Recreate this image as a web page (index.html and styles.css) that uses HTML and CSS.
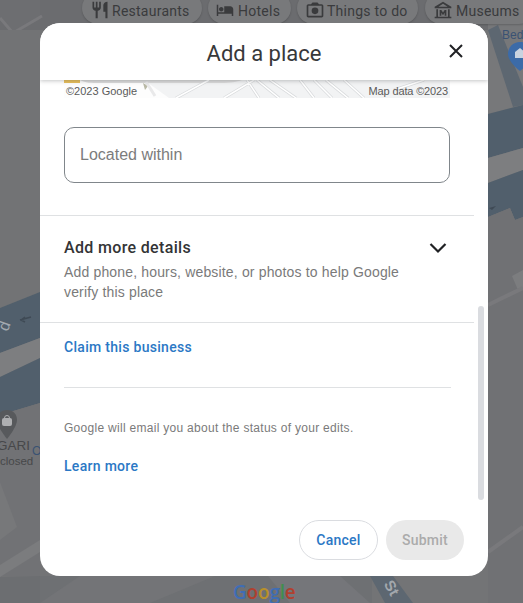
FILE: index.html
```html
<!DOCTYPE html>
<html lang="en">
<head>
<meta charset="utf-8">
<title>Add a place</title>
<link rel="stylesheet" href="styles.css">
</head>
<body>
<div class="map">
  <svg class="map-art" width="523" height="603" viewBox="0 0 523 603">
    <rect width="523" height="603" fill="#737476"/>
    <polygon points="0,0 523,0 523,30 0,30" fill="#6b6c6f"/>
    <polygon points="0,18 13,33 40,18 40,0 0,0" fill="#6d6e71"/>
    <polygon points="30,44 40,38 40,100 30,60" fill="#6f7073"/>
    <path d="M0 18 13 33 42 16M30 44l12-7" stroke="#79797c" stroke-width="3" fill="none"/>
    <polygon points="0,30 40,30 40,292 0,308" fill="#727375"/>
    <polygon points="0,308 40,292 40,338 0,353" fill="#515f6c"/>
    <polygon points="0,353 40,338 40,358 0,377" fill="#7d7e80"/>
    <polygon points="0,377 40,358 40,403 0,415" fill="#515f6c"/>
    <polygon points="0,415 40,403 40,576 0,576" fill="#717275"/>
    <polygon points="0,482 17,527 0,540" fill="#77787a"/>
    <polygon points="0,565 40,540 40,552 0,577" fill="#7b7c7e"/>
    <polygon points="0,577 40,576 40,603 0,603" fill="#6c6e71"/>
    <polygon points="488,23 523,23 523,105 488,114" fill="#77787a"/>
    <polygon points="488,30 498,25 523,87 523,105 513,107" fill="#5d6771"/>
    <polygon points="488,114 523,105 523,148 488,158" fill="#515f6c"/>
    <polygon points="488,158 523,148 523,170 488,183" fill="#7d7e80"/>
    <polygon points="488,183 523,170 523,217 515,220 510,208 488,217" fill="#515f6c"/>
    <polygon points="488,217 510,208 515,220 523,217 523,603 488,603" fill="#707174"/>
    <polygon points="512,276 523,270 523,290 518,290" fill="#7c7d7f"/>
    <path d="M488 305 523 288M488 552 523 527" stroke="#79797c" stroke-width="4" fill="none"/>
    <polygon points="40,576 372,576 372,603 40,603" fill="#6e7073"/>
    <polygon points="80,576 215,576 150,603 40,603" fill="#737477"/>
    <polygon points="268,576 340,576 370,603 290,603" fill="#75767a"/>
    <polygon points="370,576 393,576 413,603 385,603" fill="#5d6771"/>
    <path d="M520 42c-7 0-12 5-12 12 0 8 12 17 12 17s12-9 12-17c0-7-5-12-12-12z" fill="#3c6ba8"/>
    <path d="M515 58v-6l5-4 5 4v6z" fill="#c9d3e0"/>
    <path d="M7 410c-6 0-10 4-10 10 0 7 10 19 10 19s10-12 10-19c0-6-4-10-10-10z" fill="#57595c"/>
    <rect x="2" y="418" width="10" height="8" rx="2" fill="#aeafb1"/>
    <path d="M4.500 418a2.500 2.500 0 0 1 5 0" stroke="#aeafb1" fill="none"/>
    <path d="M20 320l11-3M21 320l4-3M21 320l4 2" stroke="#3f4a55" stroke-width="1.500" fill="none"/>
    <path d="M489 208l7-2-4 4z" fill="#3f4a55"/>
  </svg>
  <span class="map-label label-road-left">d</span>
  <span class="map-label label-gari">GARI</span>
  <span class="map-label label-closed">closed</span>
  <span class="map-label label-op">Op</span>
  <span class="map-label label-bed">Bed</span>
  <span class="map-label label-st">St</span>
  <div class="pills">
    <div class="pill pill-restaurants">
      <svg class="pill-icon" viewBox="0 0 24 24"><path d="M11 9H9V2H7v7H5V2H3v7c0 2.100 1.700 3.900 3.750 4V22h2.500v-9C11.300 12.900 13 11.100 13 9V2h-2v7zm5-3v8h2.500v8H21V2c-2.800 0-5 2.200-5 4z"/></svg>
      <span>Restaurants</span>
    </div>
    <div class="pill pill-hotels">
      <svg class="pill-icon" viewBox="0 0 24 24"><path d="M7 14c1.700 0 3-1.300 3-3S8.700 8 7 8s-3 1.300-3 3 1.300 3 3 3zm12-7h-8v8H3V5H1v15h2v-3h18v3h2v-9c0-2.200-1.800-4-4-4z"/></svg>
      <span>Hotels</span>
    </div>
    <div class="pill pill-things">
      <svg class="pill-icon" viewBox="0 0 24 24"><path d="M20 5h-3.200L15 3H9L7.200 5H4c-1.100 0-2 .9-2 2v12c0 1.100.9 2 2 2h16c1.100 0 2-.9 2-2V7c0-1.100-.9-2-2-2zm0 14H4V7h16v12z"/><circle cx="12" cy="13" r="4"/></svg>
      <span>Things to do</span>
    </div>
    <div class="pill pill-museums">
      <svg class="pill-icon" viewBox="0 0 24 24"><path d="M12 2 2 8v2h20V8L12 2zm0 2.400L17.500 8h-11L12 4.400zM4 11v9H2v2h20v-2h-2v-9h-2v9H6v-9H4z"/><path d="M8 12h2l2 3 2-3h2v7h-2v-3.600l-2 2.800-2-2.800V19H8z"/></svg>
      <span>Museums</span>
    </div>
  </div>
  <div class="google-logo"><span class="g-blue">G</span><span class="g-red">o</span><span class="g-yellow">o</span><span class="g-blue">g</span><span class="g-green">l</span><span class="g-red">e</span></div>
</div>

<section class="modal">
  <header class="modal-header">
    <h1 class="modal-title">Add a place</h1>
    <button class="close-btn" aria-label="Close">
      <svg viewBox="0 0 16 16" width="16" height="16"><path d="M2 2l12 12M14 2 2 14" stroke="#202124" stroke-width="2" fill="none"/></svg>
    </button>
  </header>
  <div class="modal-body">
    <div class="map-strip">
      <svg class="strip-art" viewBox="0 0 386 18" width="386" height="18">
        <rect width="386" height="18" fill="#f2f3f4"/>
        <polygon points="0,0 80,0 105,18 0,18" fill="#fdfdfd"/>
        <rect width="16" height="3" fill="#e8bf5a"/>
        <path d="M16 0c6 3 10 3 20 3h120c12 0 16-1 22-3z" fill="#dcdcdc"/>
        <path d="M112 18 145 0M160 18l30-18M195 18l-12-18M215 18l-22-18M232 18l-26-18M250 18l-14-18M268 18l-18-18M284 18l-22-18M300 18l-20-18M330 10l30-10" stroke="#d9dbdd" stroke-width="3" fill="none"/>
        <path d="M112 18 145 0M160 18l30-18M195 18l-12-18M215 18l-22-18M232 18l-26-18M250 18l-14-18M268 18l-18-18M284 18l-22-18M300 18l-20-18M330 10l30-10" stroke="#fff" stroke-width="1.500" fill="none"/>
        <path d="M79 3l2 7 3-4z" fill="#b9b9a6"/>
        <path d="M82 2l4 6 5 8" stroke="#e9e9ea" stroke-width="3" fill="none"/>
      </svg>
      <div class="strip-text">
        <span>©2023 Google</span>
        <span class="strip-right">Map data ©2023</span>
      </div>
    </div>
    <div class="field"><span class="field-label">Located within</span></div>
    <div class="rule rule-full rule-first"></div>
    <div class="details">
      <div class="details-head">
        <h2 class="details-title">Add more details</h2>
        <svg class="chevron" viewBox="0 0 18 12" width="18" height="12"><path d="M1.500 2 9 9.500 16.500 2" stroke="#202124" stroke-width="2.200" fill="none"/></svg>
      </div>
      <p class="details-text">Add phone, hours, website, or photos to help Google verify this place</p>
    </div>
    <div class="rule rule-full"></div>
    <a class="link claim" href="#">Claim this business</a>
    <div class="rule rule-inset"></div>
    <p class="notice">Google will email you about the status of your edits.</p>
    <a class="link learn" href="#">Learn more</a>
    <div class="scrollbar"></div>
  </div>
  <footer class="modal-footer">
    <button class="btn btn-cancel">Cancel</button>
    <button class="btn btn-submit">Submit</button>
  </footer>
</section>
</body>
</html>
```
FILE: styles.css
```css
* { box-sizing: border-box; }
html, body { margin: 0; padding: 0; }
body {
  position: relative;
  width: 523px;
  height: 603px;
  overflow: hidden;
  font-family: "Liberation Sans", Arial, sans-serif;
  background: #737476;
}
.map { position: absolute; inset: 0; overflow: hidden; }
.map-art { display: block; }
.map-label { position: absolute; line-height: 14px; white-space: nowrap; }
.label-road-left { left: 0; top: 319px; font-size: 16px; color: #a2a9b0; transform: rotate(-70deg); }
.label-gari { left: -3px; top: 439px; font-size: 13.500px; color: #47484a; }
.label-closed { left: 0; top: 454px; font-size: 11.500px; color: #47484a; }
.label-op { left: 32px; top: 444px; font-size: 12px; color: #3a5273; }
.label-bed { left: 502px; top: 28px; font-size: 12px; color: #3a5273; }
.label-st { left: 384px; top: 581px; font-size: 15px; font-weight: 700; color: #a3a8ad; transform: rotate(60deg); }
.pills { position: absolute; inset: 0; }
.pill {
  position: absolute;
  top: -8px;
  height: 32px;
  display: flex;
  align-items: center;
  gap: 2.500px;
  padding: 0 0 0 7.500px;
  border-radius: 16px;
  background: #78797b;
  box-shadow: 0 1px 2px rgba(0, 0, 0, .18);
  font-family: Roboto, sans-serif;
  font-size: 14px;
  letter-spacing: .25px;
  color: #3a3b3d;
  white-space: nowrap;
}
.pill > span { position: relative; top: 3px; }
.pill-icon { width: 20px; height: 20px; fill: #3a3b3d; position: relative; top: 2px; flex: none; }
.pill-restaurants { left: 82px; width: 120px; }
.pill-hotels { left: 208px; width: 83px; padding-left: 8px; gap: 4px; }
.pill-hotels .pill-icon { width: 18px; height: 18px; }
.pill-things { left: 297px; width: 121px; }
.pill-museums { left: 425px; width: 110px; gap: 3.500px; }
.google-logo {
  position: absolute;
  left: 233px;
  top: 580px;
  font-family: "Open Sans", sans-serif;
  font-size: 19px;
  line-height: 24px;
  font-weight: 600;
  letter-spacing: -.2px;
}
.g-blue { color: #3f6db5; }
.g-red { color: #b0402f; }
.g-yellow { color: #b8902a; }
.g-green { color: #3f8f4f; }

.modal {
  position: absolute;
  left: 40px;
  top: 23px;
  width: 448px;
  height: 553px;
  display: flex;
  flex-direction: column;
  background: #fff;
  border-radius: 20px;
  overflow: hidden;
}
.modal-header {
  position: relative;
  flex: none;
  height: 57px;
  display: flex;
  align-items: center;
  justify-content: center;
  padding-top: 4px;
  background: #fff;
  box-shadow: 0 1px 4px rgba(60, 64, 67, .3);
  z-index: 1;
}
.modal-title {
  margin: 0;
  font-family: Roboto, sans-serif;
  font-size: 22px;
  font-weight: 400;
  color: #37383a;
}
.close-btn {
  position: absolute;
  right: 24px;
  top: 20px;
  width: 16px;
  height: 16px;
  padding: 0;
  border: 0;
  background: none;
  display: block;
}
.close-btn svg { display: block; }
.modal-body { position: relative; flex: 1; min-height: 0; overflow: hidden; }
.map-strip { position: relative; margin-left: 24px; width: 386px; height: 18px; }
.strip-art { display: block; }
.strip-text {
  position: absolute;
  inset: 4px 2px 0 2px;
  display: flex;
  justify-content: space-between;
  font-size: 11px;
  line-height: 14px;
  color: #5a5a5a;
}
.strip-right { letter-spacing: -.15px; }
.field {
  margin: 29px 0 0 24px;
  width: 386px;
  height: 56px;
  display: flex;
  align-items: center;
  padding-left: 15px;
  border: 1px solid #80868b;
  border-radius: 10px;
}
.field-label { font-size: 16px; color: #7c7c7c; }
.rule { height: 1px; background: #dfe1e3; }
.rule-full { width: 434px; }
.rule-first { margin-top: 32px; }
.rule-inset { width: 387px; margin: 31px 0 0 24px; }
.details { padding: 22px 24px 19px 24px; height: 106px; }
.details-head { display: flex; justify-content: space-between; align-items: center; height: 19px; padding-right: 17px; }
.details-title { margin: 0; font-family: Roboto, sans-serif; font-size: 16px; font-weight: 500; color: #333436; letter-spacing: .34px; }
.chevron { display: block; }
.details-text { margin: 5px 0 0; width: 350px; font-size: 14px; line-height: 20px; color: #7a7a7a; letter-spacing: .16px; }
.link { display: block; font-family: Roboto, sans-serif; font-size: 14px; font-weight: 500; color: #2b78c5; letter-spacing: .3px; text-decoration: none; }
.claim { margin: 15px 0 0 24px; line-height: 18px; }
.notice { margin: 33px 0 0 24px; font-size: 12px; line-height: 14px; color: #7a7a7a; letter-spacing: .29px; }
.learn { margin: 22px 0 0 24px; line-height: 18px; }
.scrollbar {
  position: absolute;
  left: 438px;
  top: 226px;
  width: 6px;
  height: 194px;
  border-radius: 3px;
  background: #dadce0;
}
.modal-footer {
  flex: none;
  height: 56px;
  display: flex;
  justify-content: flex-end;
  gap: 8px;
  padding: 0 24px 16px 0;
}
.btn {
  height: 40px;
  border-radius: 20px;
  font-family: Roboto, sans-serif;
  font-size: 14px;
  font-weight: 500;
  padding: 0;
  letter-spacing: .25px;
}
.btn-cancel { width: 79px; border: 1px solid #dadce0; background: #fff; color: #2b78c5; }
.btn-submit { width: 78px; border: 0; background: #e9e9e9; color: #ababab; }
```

-=-=-=-=-

# Task:
Pick out the lines containing the string "styles" and show them.

# Solution for this problem:
Recreate this image as a web page (index.html and styles.css) that uses HTML and CSS.
<link rel="stylesheet" href="styles.css">
FILE: styles.css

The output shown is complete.